Just keep in mind that if you make larger payments each month on your original mortgage, it WILL NOT lower your payment the next month.  The way mortgages are paid off, extra payments simply reduce your interest expense and shorten your term, they do not affect the amount of future monthly payments.

In other words, if you paid an extra $100 each month, you would still owe the same amount the following month, despite having a smaller outstanding balance.

Tip: Making extra payments earlier in the loan term will amount to greater savings, so if you plan to pay your mortgage off early, do it sooner rather than later!

Should I Pay Off My Mortgage Early?

Just keep in mind that mortgages are very cheap at the moment, and you might be able to get a better return for your money by investing it or contributing to a 401k or similar retirement account.

You also get a tax break for paying mortgage interest. And if you factor in inflation, which will probably surge in the coming years, you’ll essentially be paying off your mortgage with cheaper money of the future.

Additionally, a home is an illiquid asset, so if you pay off your mortgage and experience some kind of financial emergency, having all your cash tied up in your home and none on hand could put you in a tough spot.

Also note that if you have credit cards and other more expensive debt, you’ll want to attack those first as well.
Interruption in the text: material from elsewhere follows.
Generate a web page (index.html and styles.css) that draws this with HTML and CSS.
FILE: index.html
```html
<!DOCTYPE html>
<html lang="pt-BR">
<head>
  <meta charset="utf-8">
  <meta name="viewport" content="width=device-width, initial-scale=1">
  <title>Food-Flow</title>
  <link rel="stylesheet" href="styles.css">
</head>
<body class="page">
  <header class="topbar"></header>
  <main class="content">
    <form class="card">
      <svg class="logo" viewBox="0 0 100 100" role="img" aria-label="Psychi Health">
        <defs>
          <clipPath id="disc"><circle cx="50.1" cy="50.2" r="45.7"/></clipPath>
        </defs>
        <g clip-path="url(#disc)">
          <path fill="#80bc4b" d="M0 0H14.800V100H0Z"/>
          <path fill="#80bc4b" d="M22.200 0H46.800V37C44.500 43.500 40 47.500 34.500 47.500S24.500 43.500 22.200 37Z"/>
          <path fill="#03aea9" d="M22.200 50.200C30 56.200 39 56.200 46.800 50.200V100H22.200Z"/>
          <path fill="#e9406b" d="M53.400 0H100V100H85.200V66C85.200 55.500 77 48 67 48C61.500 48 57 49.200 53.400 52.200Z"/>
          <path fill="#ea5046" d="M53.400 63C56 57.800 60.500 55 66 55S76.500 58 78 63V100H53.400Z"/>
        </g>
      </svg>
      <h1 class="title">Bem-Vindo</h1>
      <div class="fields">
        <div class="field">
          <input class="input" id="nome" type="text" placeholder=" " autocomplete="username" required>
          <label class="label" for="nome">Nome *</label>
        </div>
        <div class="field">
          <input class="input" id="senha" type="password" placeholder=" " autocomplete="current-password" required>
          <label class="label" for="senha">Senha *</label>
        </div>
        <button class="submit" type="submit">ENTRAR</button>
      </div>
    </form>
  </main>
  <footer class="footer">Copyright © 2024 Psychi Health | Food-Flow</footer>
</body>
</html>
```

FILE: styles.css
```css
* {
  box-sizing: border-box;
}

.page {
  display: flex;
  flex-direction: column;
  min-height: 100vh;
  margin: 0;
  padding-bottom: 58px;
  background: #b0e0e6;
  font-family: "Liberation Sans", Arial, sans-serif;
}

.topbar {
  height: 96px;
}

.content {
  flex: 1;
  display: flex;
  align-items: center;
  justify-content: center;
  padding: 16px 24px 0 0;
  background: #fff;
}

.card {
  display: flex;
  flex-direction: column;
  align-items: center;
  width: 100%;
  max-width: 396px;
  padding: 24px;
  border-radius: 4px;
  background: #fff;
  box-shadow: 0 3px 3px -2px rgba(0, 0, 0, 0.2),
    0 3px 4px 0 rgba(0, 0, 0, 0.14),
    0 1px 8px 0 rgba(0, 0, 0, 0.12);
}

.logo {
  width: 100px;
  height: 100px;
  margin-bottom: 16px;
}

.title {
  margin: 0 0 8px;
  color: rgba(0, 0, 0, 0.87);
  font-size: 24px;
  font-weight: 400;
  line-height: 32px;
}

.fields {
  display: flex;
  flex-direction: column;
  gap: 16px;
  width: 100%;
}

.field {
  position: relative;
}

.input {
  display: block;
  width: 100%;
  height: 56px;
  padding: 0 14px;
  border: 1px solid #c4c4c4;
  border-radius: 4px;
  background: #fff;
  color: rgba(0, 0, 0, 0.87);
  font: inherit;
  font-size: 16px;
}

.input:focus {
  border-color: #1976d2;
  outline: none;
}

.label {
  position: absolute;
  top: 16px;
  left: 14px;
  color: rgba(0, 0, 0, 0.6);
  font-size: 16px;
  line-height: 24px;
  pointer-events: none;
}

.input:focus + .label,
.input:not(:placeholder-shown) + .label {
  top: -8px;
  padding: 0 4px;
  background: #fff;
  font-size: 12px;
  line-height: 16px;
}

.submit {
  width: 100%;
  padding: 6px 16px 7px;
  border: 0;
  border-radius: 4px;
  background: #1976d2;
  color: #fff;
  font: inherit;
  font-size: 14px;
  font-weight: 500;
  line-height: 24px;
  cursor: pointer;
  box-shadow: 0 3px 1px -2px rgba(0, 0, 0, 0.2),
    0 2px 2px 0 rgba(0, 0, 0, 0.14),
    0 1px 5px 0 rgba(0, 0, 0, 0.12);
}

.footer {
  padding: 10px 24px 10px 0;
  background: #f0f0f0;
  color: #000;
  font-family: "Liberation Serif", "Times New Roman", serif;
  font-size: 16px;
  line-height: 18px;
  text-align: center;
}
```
There’s no sense in paying down your mortgage quicker than you have to if there are other debts hanging over your head.

At the same time, if you don’t want to pay all that extra interest and take any investing risks, it may make sense to pay off the mortgage early.  This can be especially true if you’re close to retirement, and anticipate living on a fixed income.  Peace of mind has quite a bit of value too you know…

Before deciding whether to pay your mortgage down early or not, do the math and look at all possible scenarios to see what will work best for you and your unique financial position.
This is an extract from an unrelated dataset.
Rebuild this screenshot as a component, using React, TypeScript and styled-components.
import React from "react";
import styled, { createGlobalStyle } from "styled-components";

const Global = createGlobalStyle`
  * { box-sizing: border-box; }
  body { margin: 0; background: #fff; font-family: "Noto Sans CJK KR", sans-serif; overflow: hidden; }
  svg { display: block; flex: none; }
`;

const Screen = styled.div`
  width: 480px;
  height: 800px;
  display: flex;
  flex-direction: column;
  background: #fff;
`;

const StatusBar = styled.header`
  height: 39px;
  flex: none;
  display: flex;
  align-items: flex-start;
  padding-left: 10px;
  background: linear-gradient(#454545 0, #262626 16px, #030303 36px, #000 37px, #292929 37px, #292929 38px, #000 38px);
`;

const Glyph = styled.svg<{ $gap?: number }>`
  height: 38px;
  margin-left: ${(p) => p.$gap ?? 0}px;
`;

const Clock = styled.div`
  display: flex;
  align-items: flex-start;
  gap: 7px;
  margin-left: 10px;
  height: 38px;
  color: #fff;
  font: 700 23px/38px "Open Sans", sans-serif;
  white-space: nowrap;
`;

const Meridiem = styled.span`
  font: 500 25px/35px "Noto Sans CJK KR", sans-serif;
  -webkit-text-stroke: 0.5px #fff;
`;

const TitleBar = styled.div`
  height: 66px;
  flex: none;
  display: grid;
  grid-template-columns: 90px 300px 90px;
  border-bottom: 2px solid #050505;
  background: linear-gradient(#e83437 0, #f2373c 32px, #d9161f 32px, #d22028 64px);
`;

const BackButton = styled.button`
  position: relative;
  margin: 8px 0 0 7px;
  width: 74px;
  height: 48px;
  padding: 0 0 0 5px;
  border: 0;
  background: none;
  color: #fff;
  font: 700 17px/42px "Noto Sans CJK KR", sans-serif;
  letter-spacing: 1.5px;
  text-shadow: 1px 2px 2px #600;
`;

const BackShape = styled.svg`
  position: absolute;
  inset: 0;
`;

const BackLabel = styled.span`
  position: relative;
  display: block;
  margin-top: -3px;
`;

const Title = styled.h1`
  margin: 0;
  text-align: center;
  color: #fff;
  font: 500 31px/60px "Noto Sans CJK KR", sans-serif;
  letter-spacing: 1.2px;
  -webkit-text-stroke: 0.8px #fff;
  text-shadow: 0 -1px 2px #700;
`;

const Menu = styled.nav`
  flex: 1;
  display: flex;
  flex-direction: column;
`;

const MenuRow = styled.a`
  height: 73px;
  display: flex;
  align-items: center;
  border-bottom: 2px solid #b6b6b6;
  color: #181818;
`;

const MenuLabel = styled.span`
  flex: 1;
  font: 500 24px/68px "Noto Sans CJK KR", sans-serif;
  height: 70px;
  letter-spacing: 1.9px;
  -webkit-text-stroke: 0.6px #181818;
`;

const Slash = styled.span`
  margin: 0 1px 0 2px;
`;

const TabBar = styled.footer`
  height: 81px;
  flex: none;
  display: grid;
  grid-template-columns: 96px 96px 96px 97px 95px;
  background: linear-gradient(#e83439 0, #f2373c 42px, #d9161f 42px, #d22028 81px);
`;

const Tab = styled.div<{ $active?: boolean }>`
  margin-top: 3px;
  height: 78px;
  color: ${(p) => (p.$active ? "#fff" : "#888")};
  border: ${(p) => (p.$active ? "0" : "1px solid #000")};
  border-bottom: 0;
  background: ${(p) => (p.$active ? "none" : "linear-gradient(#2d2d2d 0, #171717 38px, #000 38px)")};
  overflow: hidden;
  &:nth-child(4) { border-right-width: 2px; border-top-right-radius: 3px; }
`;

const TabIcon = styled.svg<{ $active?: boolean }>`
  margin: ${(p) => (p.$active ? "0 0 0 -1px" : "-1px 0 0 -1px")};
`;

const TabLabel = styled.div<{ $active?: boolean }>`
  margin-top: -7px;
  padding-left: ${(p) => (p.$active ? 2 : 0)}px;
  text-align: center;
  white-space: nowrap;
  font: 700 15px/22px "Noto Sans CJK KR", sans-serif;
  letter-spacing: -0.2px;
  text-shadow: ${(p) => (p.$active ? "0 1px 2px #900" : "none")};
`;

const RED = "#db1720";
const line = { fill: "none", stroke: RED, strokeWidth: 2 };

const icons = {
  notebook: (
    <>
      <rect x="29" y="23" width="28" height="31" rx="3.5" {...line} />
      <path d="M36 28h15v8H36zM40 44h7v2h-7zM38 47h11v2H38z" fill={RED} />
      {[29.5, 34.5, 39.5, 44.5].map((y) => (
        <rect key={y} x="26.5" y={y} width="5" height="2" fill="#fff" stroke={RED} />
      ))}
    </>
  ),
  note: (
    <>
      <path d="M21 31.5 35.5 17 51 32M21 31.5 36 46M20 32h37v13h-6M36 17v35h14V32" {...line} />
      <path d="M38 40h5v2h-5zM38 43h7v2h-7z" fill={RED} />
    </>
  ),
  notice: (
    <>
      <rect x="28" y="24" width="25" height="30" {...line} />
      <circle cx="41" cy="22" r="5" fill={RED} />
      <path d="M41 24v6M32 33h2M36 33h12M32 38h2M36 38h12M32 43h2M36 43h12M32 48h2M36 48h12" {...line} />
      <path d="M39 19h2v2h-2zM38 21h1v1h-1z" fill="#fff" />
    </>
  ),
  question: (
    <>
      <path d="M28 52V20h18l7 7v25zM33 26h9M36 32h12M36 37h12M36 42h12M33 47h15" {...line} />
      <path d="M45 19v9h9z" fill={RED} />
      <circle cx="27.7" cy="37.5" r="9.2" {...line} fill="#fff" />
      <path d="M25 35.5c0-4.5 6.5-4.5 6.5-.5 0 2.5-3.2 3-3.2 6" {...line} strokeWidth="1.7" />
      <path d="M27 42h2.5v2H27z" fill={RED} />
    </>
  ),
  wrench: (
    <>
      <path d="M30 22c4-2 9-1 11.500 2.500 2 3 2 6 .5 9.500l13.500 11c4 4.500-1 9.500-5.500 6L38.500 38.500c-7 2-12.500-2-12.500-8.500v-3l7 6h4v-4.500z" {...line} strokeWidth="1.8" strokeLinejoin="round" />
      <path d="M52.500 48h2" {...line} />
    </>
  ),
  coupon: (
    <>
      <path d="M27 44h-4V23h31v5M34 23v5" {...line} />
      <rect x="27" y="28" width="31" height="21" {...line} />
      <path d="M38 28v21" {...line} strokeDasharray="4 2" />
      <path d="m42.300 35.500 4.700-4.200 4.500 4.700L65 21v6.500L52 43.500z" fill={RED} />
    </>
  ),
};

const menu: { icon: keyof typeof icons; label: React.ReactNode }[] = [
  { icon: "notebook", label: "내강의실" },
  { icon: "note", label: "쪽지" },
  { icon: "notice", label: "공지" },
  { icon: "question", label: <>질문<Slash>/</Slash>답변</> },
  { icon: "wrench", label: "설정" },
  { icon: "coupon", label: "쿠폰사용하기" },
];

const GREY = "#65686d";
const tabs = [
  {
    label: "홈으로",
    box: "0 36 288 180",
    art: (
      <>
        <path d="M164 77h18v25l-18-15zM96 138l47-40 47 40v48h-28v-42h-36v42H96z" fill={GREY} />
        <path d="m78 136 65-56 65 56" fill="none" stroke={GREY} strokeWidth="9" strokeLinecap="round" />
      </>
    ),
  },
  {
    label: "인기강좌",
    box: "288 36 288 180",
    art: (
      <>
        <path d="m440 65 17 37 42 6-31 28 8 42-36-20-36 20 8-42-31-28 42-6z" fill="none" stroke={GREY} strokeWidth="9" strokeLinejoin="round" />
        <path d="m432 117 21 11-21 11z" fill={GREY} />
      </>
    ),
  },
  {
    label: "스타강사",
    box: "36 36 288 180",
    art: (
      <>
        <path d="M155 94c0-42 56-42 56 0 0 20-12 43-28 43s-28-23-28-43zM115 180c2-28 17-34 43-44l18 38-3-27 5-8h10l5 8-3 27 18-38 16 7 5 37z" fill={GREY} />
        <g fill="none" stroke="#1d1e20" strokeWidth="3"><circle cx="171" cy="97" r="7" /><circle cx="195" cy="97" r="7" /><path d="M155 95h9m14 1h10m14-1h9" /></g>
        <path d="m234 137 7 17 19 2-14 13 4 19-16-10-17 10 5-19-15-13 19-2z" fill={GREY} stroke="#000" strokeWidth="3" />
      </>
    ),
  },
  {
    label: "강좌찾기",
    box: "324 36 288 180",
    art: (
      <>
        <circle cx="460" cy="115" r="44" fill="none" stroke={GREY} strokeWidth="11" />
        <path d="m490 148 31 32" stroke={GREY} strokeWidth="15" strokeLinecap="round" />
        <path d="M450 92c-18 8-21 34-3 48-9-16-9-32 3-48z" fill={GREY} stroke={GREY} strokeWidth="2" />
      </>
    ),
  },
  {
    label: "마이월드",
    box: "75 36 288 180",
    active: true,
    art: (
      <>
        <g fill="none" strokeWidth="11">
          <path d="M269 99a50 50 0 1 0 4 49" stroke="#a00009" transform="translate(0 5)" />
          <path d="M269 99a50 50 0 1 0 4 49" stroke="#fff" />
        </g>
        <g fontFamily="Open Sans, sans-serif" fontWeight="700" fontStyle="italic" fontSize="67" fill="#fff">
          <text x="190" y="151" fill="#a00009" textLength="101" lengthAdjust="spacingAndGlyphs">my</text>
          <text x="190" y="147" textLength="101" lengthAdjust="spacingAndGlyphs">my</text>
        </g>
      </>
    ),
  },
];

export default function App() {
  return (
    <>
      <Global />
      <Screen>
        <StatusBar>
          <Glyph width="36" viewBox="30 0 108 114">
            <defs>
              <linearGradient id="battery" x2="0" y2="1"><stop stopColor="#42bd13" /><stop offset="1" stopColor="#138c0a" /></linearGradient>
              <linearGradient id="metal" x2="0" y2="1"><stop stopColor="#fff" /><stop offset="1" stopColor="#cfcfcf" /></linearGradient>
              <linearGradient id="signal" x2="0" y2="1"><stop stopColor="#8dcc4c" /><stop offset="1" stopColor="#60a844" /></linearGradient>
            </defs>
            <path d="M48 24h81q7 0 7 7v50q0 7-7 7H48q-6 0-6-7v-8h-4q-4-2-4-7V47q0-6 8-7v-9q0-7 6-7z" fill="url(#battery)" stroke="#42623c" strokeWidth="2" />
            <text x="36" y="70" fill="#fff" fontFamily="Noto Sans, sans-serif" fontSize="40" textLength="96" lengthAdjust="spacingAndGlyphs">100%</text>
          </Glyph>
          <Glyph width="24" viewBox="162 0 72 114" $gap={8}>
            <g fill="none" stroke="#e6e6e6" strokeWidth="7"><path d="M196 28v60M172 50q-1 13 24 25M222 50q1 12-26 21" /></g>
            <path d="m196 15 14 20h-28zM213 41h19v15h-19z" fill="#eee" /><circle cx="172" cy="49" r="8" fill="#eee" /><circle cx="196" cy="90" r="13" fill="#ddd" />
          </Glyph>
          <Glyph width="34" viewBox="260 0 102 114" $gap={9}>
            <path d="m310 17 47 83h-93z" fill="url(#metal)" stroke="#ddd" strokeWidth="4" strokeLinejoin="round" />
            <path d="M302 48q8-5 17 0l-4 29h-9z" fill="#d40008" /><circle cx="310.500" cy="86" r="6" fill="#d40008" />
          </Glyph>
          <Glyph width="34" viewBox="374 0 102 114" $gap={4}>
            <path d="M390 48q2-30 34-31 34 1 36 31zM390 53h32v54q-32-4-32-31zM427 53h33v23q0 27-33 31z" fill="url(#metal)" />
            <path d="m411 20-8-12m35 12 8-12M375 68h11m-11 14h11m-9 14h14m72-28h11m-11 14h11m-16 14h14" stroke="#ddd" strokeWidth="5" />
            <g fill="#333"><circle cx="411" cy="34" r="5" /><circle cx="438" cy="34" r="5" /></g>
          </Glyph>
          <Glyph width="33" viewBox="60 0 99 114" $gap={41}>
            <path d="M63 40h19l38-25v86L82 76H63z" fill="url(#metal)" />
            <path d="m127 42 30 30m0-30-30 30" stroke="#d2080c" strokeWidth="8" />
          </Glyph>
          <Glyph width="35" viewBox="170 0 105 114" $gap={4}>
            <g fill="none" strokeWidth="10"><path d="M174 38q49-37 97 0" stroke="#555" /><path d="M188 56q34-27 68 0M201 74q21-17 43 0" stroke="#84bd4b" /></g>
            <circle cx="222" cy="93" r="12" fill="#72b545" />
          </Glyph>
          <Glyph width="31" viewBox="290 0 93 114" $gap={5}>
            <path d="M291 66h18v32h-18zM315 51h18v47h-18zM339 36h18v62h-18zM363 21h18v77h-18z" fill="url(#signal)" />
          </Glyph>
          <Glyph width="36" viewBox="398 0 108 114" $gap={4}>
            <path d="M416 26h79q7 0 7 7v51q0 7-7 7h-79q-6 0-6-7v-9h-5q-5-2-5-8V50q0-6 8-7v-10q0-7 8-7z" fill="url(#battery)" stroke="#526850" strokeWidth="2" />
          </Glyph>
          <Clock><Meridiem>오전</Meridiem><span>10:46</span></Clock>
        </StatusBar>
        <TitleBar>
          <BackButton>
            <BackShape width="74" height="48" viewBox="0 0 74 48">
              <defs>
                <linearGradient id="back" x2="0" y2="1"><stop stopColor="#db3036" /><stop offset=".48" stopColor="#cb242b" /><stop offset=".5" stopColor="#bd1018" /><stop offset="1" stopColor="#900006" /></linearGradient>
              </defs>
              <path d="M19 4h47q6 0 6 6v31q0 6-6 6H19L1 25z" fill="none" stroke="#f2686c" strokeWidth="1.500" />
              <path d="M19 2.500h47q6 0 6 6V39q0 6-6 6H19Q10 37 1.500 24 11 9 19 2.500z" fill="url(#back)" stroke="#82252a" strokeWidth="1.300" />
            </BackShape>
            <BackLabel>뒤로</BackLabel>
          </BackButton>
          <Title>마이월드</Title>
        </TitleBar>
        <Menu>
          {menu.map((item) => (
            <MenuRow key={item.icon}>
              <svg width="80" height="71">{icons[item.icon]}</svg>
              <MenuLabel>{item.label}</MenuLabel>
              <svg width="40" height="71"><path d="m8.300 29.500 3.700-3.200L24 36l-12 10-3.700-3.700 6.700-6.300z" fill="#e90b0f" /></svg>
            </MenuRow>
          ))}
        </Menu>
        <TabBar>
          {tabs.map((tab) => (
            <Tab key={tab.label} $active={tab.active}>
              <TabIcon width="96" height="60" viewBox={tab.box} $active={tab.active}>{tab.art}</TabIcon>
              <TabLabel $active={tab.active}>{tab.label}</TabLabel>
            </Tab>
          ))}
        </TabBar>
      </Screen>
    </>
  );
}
Every situation is different, so don’t assume what works for someone else will work for you.

Ways to Pay Off Your Mortgage Early

  • Make extra payments to principal
  • Make an extra payment each quarter, semi-annually, or annually
  • Make biweekly mortgage payments
  • Round up your mortgage payments
  • Apply your tax refund (or any other windfall) to your principal balance
  • Refinance your mortgage to a lower rate and make the old higher payment
  • Refinance to a shorter-term mortgage such as a 15-year or 10-year fixed loan
  • Sell another property and use the proceeds to pay off a different mortgage
  • Sell stock or other investments and use the proceeds to pay down the mortgage
  • Find a roommate and use their rent to pay down the mortgage early
  • Cash in your credit card rewards/points and apply them to your mortgage balance
  • Put loose change in a collection jar and periodically deposit it and use it to pay down the mortgage
  • Get a side job and use the earnings to pay down the mortgage
  • Host a garage sale and apply proceeds to the mortgage balance
  • Ask for a no-interest loan from a family member and apply it to the mortgage balance
  • Ditch your car if you can get by without one, use extra cash on hand to pay off your mortgage early
  • Know which mortgage to pay first to save the most money!

Tip: Watch out for “mortgage accelerators” and “money merge accounts” that promise to shed years off your mortgage. These programs are often riddled with fees and could wind up doing more harm than good.


  1. Pat Webster February 6, 2015 at 1:54 pm -

    How do I find a good mortgage broker in Orange County? Thank you for your most informative blog!

  2. Colin Robertson February 6, 2015 at 9:21 pm -

    Hey Pat,

    Probably best to speak to some friends/family who have used a broker there recently and ask for a referral. I can’t vouch for any specific person in the OC or elsewhere unfortunately.

  3. jessie watts March 16, 2015 at 7:20 pm -

    Hi Colin,
    I am in the process of purchasing a home. I was told that I can decrease the years if I put a payment down at closing cost. for instance a mortgage loan for the amount of 130,000, FHA, FOR 30 YEARS,with a closing cost of $6500.00. And at the end of closing the loan put another amount toward the principal $3,000 toward the principal will cut the years of the loan. Is this possible

  4. Colin Robertson March 16, 2015 at 9:55 pm -


    If you have extra money to put down before you actually close, you could actually get a lower LTV and a better deal on your mortgage, possibly even avoid things like mortgage insurance. Once the loan is active you can make extra payments to principal whenever so long as there isn’t a prepayment penalty. The earlier extra payments are made the better.

  5. james July 20, 2015 at 7:31 pm -

    if i pay 100 extra a month i pay off mortgage 5 years earlier / why does 200 monthly only bring down 8 years earlier

  6. Colin Robertson July 23, 2015 at 11:44 am -


    It doesn’t double the savings, just like a 15-year payment isn’t double a 30-year payment.

  7. Dave Manalang September 1, 2015 at 1:18 am -

    Hello Colin,
    We are purchasing a new home and plan to pay off the loan in a few years. My wife just retired and has taxable pension benefit from her work which we want to use buy the house in full. Currently we are in a high tax bracket because of her salary and because of the tax consequence we opt to take a mortgage for now instead of paying it in full using the money from the pension. We then plan to pay it off within a few years. Isn’t the 5/1 arm mortgage advantageous for us than the 30-yr fixed with our current situation? Appreciate your advise. Thanks. Dave

  8. Colin Robertson September 1, 2015 at 9:47 am -


    If you truly plan to pay it off soon, a short-term ARM can be advantageous because you don’t have to worry about the rate resetting higher later (because the loan will be paid off in full before it adjusts). Conversely, you pay a premium to lock-in an interest rate for 30 years that you won’t actually benefit from once it’s paid off in a few years.